Houdaille's motion for summary judgment on the third-party complaint was granted by the trial court for the reason that if Florida Wire was liable at all to the plaintiff, Edwards, its liability flows from a breach of warranty or some other wrongdoing on its part which could only be characterized as active negligence.
On appeal, the district court reversed, holding that a manufacturer of a product, who is sued for breach of warranty by one injured by the product, may bring a third-party complaint for indemnity against the employer of the injured party. The district court, focusing on the wrongdoing of the employer rather than the fault of the manufacturer, determined that material issues of fact precluding summary judgment exist as to whether the employer was guilty of negligence in the form of misuse of the product manufactured by Florida Wire. It effectually used the traditional common law indemnity classifications of active and passive negligence as a vehicle for weighing the fault of the employer as against the fault of the manufacturer.
Indemnity is a right which inures to one who discharges a duty owed by him, but which, as between himself and another, should have been discharged by the other
Although courts of this state have consistently premised the allowance of indemnity upon a special relationship between the primary defendant and the third-party defendant, confusion seems to have arisen over the use of the labels employed to designate the conduct of the parties which will permit the party seeking indemnity to recover. The active-passive terminology has been criticized as possibly denoting degrees of fault, and it has been suggested that the terms primary and secondary are more accurate and technically correct. See Maybarduk v. Bustamante, 294 So.2d 374 (Fla. 4th DCA 1974). Regardless of what specific terms are employed — whether the courts say active-passive or primary-secondary — what they are really speaking of is fault or no fault. E.g., Stuart v. Hertz Corporation; Florida Power Corp. v. Taylor, 332 So.2d 687 (Fla. 2d DCA 1976); Florida Power & Light Co. v. General Safety Equipment Co., 213 So.2d 486 (Fla. 3d DCA 1968); Winn Dixie Stores, Inc. v. Fellows, 153 So.2d 45 (Fla. 1st DCA 1963), modified by elimination of one sentence, 160 So.2d 102 (Fla. 1964).

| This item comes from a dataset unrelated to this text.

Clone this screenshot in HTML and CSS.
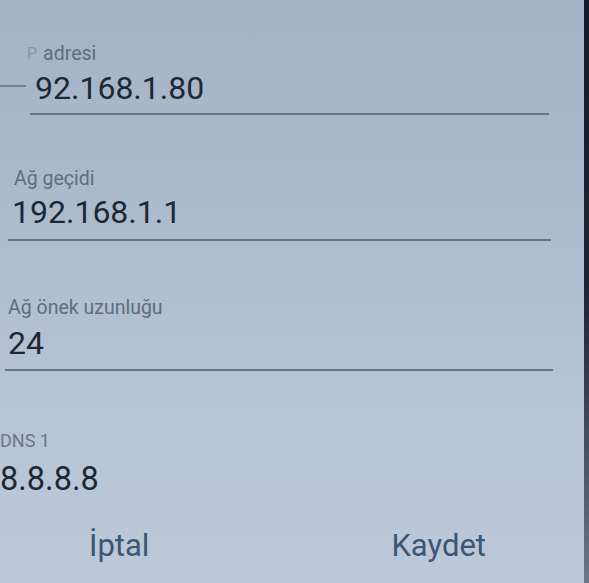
FILE: index.html
```html
<!DOCTYPE html>
<html lang="tr">
<head>
  <meta charset="UTF-8">
  <title>IP ayarları</title>
  <link rel="stylesheet" href="styles.css">
</head>
<body>
  <div class="screen">
    <div class="form">
      <!-- IP address -->
      <div class="field field-ip">
        <div class="label"><span class="cut">P</span><span>adresi</span></div>
        <div class="value">92.168.1.80</div>
      </div>

      <div class="field field-gw">
        <div class="label">Ağ geçidi</div>
        <div class="value">192.168.1.1</div>
      </div>

      <div class="field field-prefix">
        <div class="label">Ağ önek uzunluğu</div>
        <div class="value">24</div>
      </div>

      <div class="field field-dns">
        <div class="label">DNS 1</div>
        <div class="value">8.8.8.8</div>
      </div>
    </div>

    <div class="actions">
      <button class="btn btn-cancel">İptal</button>
      <button class="btn btn-save">Kaydet</button>
    </div>
  </div>
</body>
</html>
```

FILE: styles.css
```css
html, body {
  margin: 0;
  height: 100%;
}

body {
  font-family: Roboto, "Noto Sans", sans-serif;
  background: linear-gradient(180deg, #a3b2c5 0%, #adbccd 40%, #b8c5d6 75%, #bcc8d8 100%);
  overflow: hidden;
}

.screen {
  position: relative;
  height: 583px;
  box-sizing: border-box;
  padding-top: 43px;
}

/* dark bezel on the right edge */
.screen::after {
  content: "";
  position: absolute;
  top: 0;
  right: 0;
  width: 5px;
  height: 100%;
  background: linear-gradient(180deg, #151b28 0%, #1d2433 50%, #6c7788 100%);
}

.form {
  display: flex;
  flex-direction: column;
}

.field {
  position: relative;
  display: flex;
  flex-direction: column;
  border-bottom: 2px solid #687585;
  padding-bottom: 7px;
}

.label {
  display: flex;
  gap: 6px;
  font-size: 19.5px;
  line-height: 22px;
  color: #5f6d7e;
}

.label .cut {
  color: #8a97a6;
  font-size: 16px;
  margin-left: -3px;
}

.value {
  font-size: 32px;
  line-height: 36px;
  color: #1e2833;
  margin-top: 5px;
}

.field-ip {
  margin-left: 30px;
  width: 519px;
}

.field-ip .value {
  padding-left: 5px;
}

/* stray edge of the previous line, left of the first field */
.field-ip::before {
  content: "";
  position: absolute;
  left: -30px;
  top: 42px;
  width: 26px;
  height: 2px;
  background: #76838f;
}

.field-gw {
  margin-top: 53px;
  margin-left: 8px;
  width: 543px;
  padding-bottom: 9px;
}

.field-gw .label {
  padding-left: 6px;
}

.field-gw .value {
  padding-left: 4px;
  margin-top: 4px;
}

.field-prefix {
  margin-top: 56px;
  margin-left: 5px;
  width: 548px;
  padding-bottom: 8px;
}

.field-prefix .label,
.field-prefix .value {
  padding-left: 3px;
}

.field-prefix .value {
  margin-top: 6px;
}

.field-dns {
  margin-top: 59px;
  border-bottom: none;
}

.field-dns .label {
  font-size: 18px;
  color: #6a7888;
}

.field-dns .value {
  font-size: 32.5px;
  margin-top: 9px;
}

.actions {
  display: flex;
  margin-top: 25px;
}

.btn {
  background: none;
  border: none;
  padding: 0;
  font-family: inherit;
  font-size: 31px;
  line-height: 34px;
  color: #3c5673;
  cursor: pointer;
}

.btn-cancel {
  margin-left: 89px;
}

.btn-save {
  margin-left: auto;
  margin-right: 103px;
}
```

Florida Wire asserts that the only way to classify a tortfeasor's negligence as active or passive is to weigh the relative fault of the tortfeasor. To agree with Florida Wire's reasoning, however, would be to repudiate our recent holdings in Stuart v. Hertz Corporation and Seaboard Coast Line Railroad Co. v. Smith which hold that, when determining whether a party is entitled to indemnity, we will not weigh the relative fault of the parties, but rather we will look to the party seeking indemnity to determine whether he is without fault. In making this particular determination, it is immaterial whether the one against whom indemnification is sought is also with fault.
These traditional principles of indemnity preclude Florida Wire from recovering against Houdaille. Florida Wire's claim that Houdaille's negligence solely and proximately caused the injury to the deceased employee does not establish a claim for indemnity since, if this is the case, a judgment cannot properly be awarded against Florida Wire in favor of the plaintiff since Florida Wire cannot be held vicariously or constructively liable for Houdaille's acts. A manufacturer, although liable for injuries caused by a defect in its product, is not an insurer for all physical injuries caused by its product. West v. Caterpillar Tractor Co., Inc., 336 So.2d 80 (Fla. 1976); Royal v. Black and Decker Manufacturing Co., 205 So.2d 307 (Fla. 3d DCA 1968). For there to be recovery in an action for implied warranty or strict liability, it still must be shown that plaintiff's injury was proximately caused by some defect in the product. West v. Caterpillar Tractor Co., Inc.
Accordingly, we hold that summary judgment was properly entered in favor of Houdaille, and the district court erred in reversing. The decision of the district court is quashed, and this cause is remanded for further proceedings consistent with this opinion.
It is so ordered.
ENGLAND, C.J., and ADKINS, BOYD, OVERTON, SUNDBERG and HATCHETT, JJ., concur.
In a separate opinion filed today, we have approved this holding which is directly contrary to the district court's holding in the present case. Charles Poe Masonry, Inc. v. Spring Lock Scaffolding Rental Equipment Co., 374 So.2d 487 (Fla. 1979), approved in part and quashed in part on other grounds.